Manufacturers need to assess the risks before they install networked-based control systems in their manufacturing plants, PA Consulting said.
Control system suppliers offer discounts to manufacturers to encourage them to install control devices with telephone, wireless or internet links, which can be maintained remotely.
But this can be a false economy if it opens up a manufacturing plant to attacks from computer viruses or hackers, said Justin Lowe, principal consultant at PA Consulting.
"Manufacturers need to examine the risks, examine their systems, identify the potential source of an attack, find out the impact of an attack and discover how they are putting themselves at risk," Lowe said.
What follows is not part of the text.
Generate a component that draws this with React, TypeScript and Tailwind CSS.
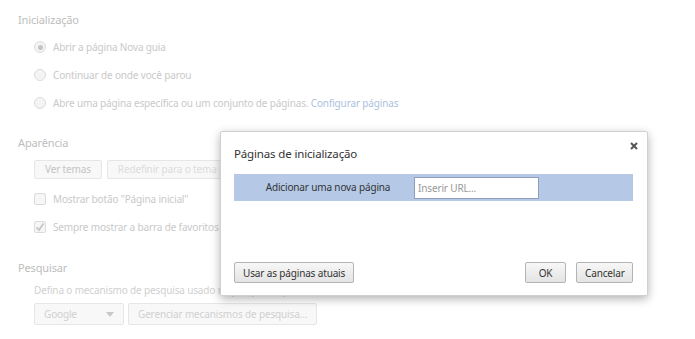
const font = { fontFamily: '"Noto Sans", "Open Sans", sans-serif' }

const Radio = ({ checked, label }: { checked?: boolean; label: React.ReactNode }) => (
    <div className="flex items-center gap-[7px] h-[28px]">
        <span className="w-[12px] h-[12px] rounded-full border border-[#dcdcdc] bg-[#f4f4f4] flex items-center justify-center">
            {checked && <span className="w-[5px] h-[5px] rounded-full bg-[#c4c4c4]" />}
        </span>
        <span>{label}</span>
    </div>
)

const Check = ({ checked, label }: { checked?: boolean; label: string }) => (
    <div className="flex items-center gap-[7px] h-[28px]">
        <span className="w-[12px] h-[12px] rounded-[2px] border border-[#dcdcdc] bg-[#f6f6f6] flex items-center justify-center">
            {checked && (
                <svg width="10" height="10" viewBox="0 0 10 10">
                    <path d="M1.5 5.5 L4 8 L8.5 1.5" stroke="#c6c6c6" strokeWidth="1.8" fill="none" />
                </svg>
            )}
        </span>
        <span>{label}</span>
    </div>
)

const FadedButton = ({ children, className = "" }: { children: React.ReactNode; className?: string }) => (
    <span className={`h-[19px] px-[10px] flex items-center border border-[#e6e6e6] rounded-[2px] bg-[#f8f8f8] ${className}`}>
        {children}
    </span>
)

const DialogButton = ({ children, className = "" }: { children: React.ReactNode; className?: string }) => (
    <button className={`h-[21px] px-[8px] border border-[#b4b4b4] rounded-[2px] bg-gradient-to-b from-[#f7f7f7] to-[#e4e4e4] text-[#333] leading-none ${className}`}>
        {children}
    </button>
)

export default function App() {
    return (
        <div className="relative w-[695px] h-[339px] bg-white overflow-hidden text-[10px] tracking-[-0.15px] text-[#c9c9c9]" style={font}>
            <div className="pl-[18px] pt-[10px]">
                <h3 className="text-[11px] text-[#bdbdbd] h-[20px] leading-[20px]">Inicialização</h3>
                <div className="pl-[16px] pt-[3px]">
                    <Radio checked label="Abrir a página Nova guia" />
                    <Radio label="Continuar de onde você parou" />
                    <Radio
                        label={
                            <>
                                Abre uma página específica ou um conjunto de páginas.{" "}
                                <span className="text-[#adbfe0]">Configurar páginas</span>
                            </>
                        }
                    />
                </div>

                <h3 className="text-[11px] text-[#bdbdbd] h-[20px] leading-[20px] mt-[16px]">Aparência</h3>
                <div className="pl-[16px] pt-[7px]">
                    <div className="flex gap-[5px]">
                        <FadedButton className="text-[#c4c4c4]">Ver temas</FadedButton>
                        <FadedButton className="text-[#dcdcdc]">Redefinir para o tema padrão</FadedButton>
                    </div>
                    <div className="pt-[6px]">
                        <Check label='Mostrar botão "Página inicial"' />
                        <Check checked label="Sempre mostrar a barra de favoritos" />
                    </div>
                </div>

                <h3 className="text-[11px] text-[#bdbdbd] h-[20px] leading-[20px] mt-[17px]">Pesquisar</h3>
                <div className="pl-[16px]">
                    <p className="h-[24px] leading-[24px] text-[#d0d0d0]">Defina o mecanismo de pesquisa usado na pesquisa a partir da omnibox.</p>
                    <div className="flex gap-[4px] mt-[1px]">
                        <span className="w-[90px] h-[22px] px-[9px] flex items-center justify-between border border-[#e6e6e6] rounded-[2px] bg-[#f8f8f8] text-[#d0d0d0]">
                            Google
                            <svg width="8" height="5" viewBox="0 0 8 5">
                                <path d="M0 0 H8 L4 5 Z" fill="#c8c8c8" />
                            </svg>
                        </span>
                        <span className="h-[22px] px-[9px] flex items-center border border-[#e6e6e6] rounded-[2px] bg-[#f8f8f8] text-[#d0d0d0]">
                            Gerenciar mecanismos de pesquisa...
                        </span>
                    </div>
                </div>
            </div>

            {/* dialog */}
            <div className="absolute left-[220px] top-[131px] w-[428px] h-[165px] bg-white border border-[#d0d0d0] rounded-[2px] shadow-[0_3px_10px_rgba(0,0,0,0.3)] pl-[13px] pr-[14px] flex flex-col">
                <svg width="8" height="8" viewBox="0 0 8 8" className="absolute right-[9px] top-[10px]">
                    <path d="M1 1 L7 7 M7 1 L1 7" stroke="#555" strokeWidth="2" />
                </svg>
                <div className="flex items-center h-[42px] pt-[2px]">
                    <span className="text-[11.5px] text-[#333]">Páginas de inicialização</span>
                </div>
                <div className="h-[27px] bg-[#b5c9e7] flex items-center">
                    <span className="w-[180px] pl-[8px] text-center text-[#333]">Adicionar uma nova página</span>
                    <input
                        placeholder="Inserir URL..."
                        className="w-[125px] h-[22px] border border-[#8ea0bd] bg-white px-[3px] text-[10px] placeholder:text-[#999] outline-none"
                    />
                </div>
                <div className="flex-1" />
                <div className="flex items-center pb-[12px]">
                    <DialogButton>Usar as páginas atuais</DialogButton>
                    <div className="flex-1" />
                    <DialogButton className="w-[41px]">OK</DialogButton>
                    <DialogButton className="ml-[10px] w-[57px]">Cancelar</DialogButton>
                </div>
            </div>
        </div>
    )
}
However, securing control systems is far from straightforward. Simply plugging firewalls or anti-virus software designed for IT systems into a control system is not an option - the risks are too great.
"There is one example of a security monitoring firm that did a network scan and crashed all the PCs in a production plant, causing millions of dollars of lost production. You need to be careful how these technologies are deployed," Lowe said.
Solving the problem requires process manufacturers to encourage plant engineers and IT staff to work together to develop security countermeasures.
"Many of the standard security technologies in IT can be used in control systems, but they need to be carefully monitored and designed. It is not just a case of putting in a standard IT solution," Lowe said.
A mixture of firewalls, virus protection, segregated networks and intrusion monitoring should protect process manufacturers from attack.
"You also need to train plant operators. Its not just a matter of throwing a firewall into a system," Lowe said.